Adding some flavor of package filtering to the UI is probably easiest, but adds some per-package overhead if you're responsible for 2..N packages, since you have to change the filter every time. These solutions are less direct but add less overhead for each package.

These ideas sound great. For solutions involving marking each file, it would be nice if the mark was searchable by the browser. When there are thousands of files in a diff, scrolling around looking for a color or image marker won't be much fun.

There may be some poetic license, pardon, but most of the diffs I have to audit have several hundred files. I can only audit them by making a list of words to search for; fortunately I recently realized that most of the directories in my package contain one of a very short list of words. If that weren't the case, this would be infeasible. This feature really does not scale generally for large "packages" in large codebases. The (relatively few) diffs in my queue with thousands of files are quite difficult for me to audit, despite the ability to search for words. Part of this is simply that my browser goes so slow when show_all=true, so searching through hundreds of matches for my words ends up taking a really long time.

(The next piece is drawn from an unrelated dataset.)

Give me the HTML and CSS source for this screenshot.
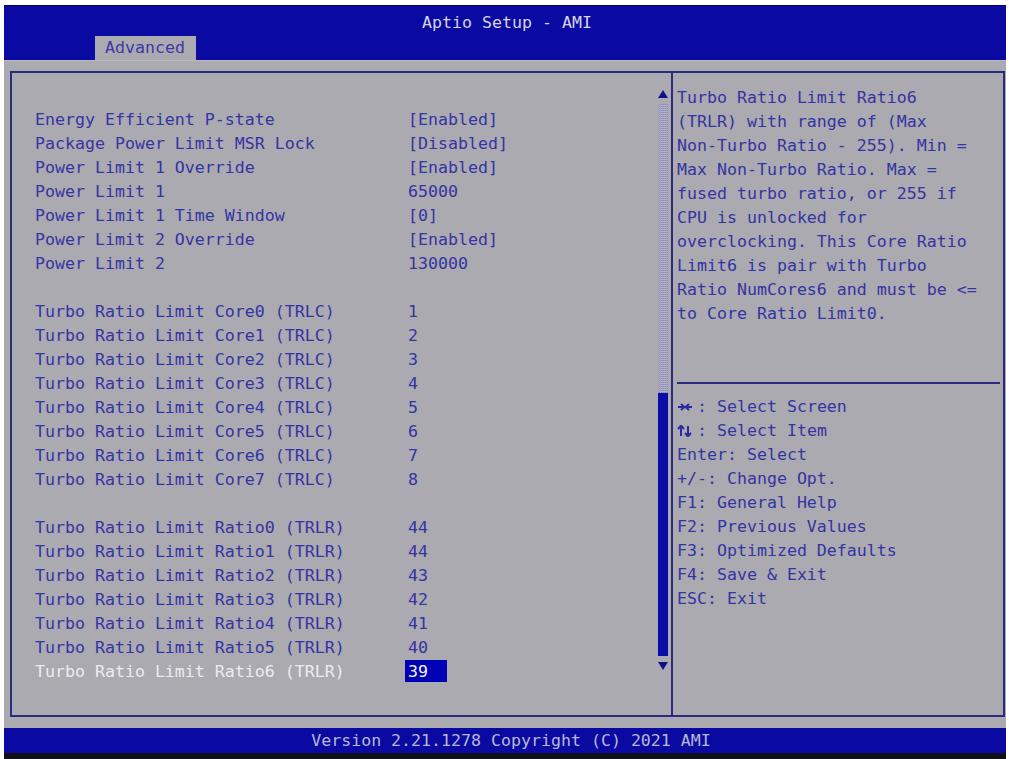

vrana changed file(s), attached 0: ; detached 0: .Jul 16 2012, 10:08 PM
chad changed the visibility from "All Users" to "Public (No Login Required)".Jul 3 2015, 3:55 AM
eadler added a project: Restricted Project.Jan 9 2016, 12:52 AM
eadler moved this task from Restricted Project Column to Restricted Project Column on the Restricted Project board.
epriestley claimed this task.

I think this was effectively resolved by T8004 / D13923.